Anne Korkmaz’ın mahkemede sanıklara “yüzüme bakarak konuşun , oğluma bakın nasıl kıydınız” şeklinde seslenmesi kulaklarımda çınlarken, çark etmenin hafifliği ile  onursuzluğun simgesi olabilecek bir başka açıklamayı duyunca yaşamın  bir onur mücadelesi olduğunu bir kez daha hissettim.
“Ancak Sayın Başbakanın istediği bakanla çalışmak ve istediği bakanı görevden almak en tabi hakkı ve yetkisidir. Fakat rüşvet ve yolsuzluk ifadelerinin bulunduğu bir operasyon sebebiyle istifa ediniz ve beni rahatlatacak deklarasyon yayınlayınız şeklinde tarafıma baskı yapılmasını kabul etmiyorum. Soruşturma dosyasında var olan ve yasalara uygun olarak onaylanan imar planlarının büyük bir bölümü Sayın Başbakanın talimatı ile yapılmıştır.
Bu minval üzerine bakanlıktan ve milletvekilliğinden istifa ettiğimi açıklıyorum. Bu milleti rahatlatmak için Sayın Başbakanın istifa etmesi gerektiğine inandığımı ifade ediyor, yüce milletimize saygı ile sunuyorum.

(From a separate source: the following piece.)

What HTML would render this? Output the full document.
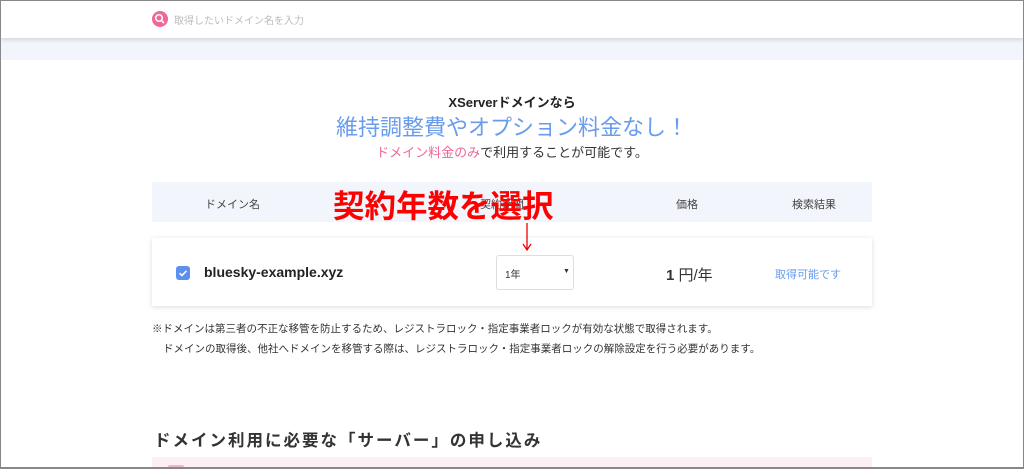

Bugün bize bir tane istifa metni, bir tane de deklarasyon metni gönderildi. Yani ben tabi ki partimi rahatlatmak isterim ama böyle bir durumda bu işin yanlış olduğunu ifade ediyorum ve hayırlı olsun diyorum.”sözleri sonrasında istifa eden  eski Çevre ve Şehircilik Bakanı Erdoğan Bayraktar, maksadını aşarak “istifa” kelimesini kullandığını söyledi. Bayraktar, “Bu ifademden dolayı liderimden ve dava arkadaşlarımdan özür diliyorum” açıklamasında bulundu.
Bu kadar da çark etmek nasıl bir şeydir, düşünemiyorum bile!
Yerel seçimlere  az bir süre kaldı.
Yaşadığımız bu deneyimler son derece anlamlı ve öğreticidir.
Nerden bakarsanız bakın hiçbir şekilde kabul edilemeyecek bu olayların tesadüfi gelişmeler olmadığını özelikle belirtmek isterim.
Bu bir siyasal vizyonun sonucudur.
29 Mart günü oylarınızı verirken bu siyasal vizyonun Çanakkale’yi nerelere götürebileceğini düşünün.
Yaşabilecekleriniz;  ‘çok lafın yalansız olmayacağı’ gerçeğinin doğal sonucu olarak hayal bile edemeyeceğiniz boyuttaki olumsuzluklar olacaktır.
Çanakkale’yi güvenilir ellere teslim ediniz, aksi takdirde kaybeden Çanakkale olur, rant ve çıkar çevrelerine Çanakkale ve kaynakları teslim edilemez.
Bu kesimlerin topluma karşı sorumlulukları ancak;  “pardon, özür dilerim”, “maksadımı aştım” kadar 2 cümlelik basitliktedir.